Why is the coronavirus mortality rate so much lower in Germany?

Temperature checks on the German-Polish border (Credit: Getty)

Is there something about being Germany which protects the body against coronavirus Covid-19? Probably not, I would guess. In which case why do the latest figures from the Robert Koch Institute show that the country has a case fatality rate (CFR) of 0.3 per cent, while the World Health Organisation (WHO) figures from Italy seem to show a CFR of 9 per cent? To say there is a vast gulf between those figures is an understatement. If nine per cent of people who catch Covid-19 are going to die from it we are facing a calamity beyond parallel in the modern world. If only 0.3 per cent of people who catch it die from it, this pandemic may yet turn out to be no worse than seasonal flu, which as I have explained here before is estimated by the US Centers for Disease Control to kill between 291,000 and 646,000 people a year without the world really noticing. According to John Hopkins University, which is collating fatalities data, 15,308 have died to date.
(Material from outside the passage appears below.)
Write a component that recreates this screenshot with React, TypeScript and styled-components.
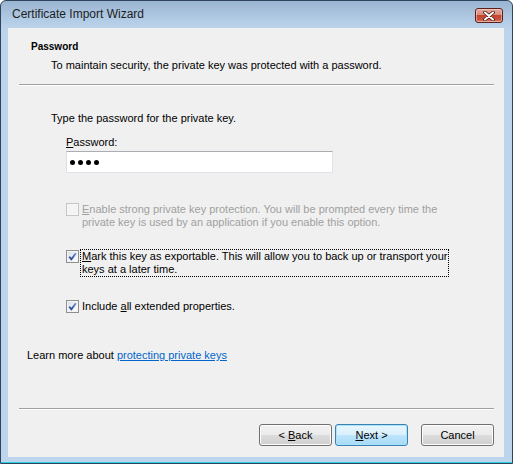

So which is closer to the real situation, Italy’s experience or Germany’s? Various theories have been put forward for Germany’s low death rate: for example that many of those who have tested positive for Covid-19 are young people who had returned from skiing holidays in Italy. The age profile for those who have tested positive in Germany is certainly much lower than in Italy: a median of 46-years-old as opposed to 63 in Italy. Some have expressed the fear that young German skiers will slowly infect their parents and grandparents’ generation, and that the death rate will steadily rise as the disease works its way through more vulnerable elderly people.
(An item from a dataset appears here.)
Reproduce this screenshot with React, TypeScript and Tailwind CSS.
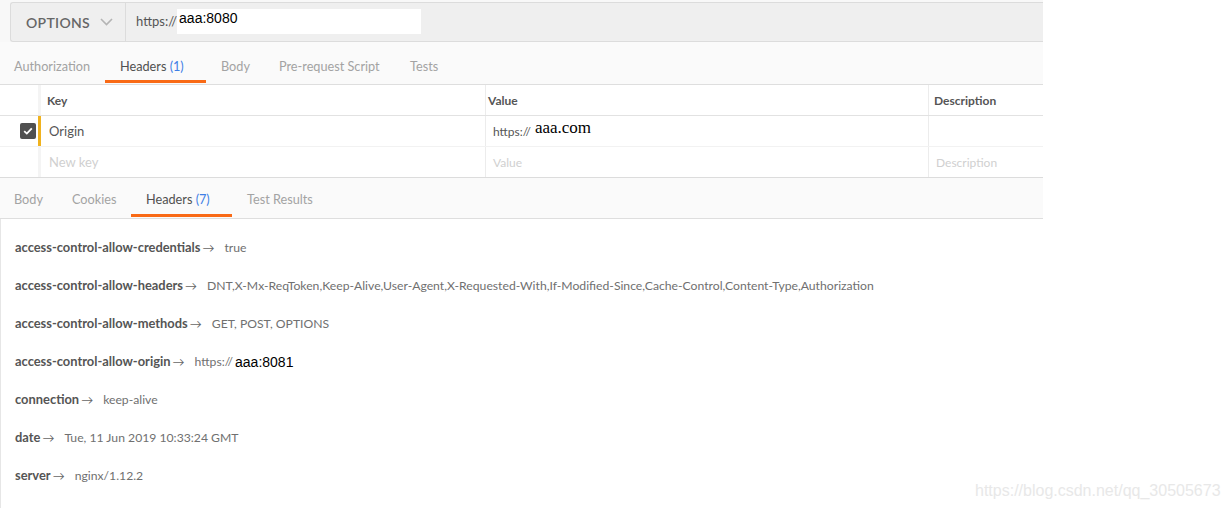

The main difference between Germany and Italy lies in those countries’ respective attitudes towards testing

Germany is almost certainly behind Italy in this epidemic. But the main difference between Germany and Italy lies in those countries’ respective attitudes towards testing. Germany has carried out far more enthusiastic testing of the general population – there does not seem to be a central figure for this, but the German Doctors’ Association has estimated that 200,000 people across the country have been tested. In Britain, it is 64,000 people. On the other hand, German hospitals do not routinely test for the presence of coronavirus in patients who are dying or who have died of other diseases. Italy, by contrast, is performing posthumous coronavirus tests on patients whose deaths might otherwise have been attributed to other causes.

This matters hugely to the Case Fatality Rate for each country. As explained here before, CFR is not to be confused with the genuine Mortality Rate. The former is simply the number of deaths divided by the number of recorded cases. The latter is the number of deaths divided by the actual number of people who have been infected by the disease. Trouble is, nobody knows the latter figure because no country has tested its entire population to see who has or has had the disease. What we do know is that large numbers of people who have been confirmed as having the disease only have mild symptoms – 45 per cent according to Italy’s National Institute for Health. One in 10 have no symptoms at all. There must be many others who have been infected but haven’t been tested and therefore who do now show up as confirmed cases.

It stands to reason that the more people who are tested, the more accurate a picture we will have of the mortality rate, the transmission rate and other metrics which will determine the eventual path of this pandemic. To underline the uncertainties behind the data from which policy is currently being made, the Royal Society of Hygiene and Tropical Medicine the other day estimated the number of people in Britain who already have or have had Covid-19 at between 6,000 and 23 million. That is a pretty broad spread with hugely different implications. If only 6,000 have the disease in Britain, socially-distancing the population or locking down society might have a purpose. If 23 million have the disease, it is pointless – it already has ripped its way through the population but without killing more than a tiny percentage.

What we really need is a huge effort to test a large randomised sample of the population to see how widespread the infection is. Hopefully, that will soon happen. But in the meantime, I am minded to think that the more accurate picture of Covid-19 comes from the country which has conducted the most tests: Germany.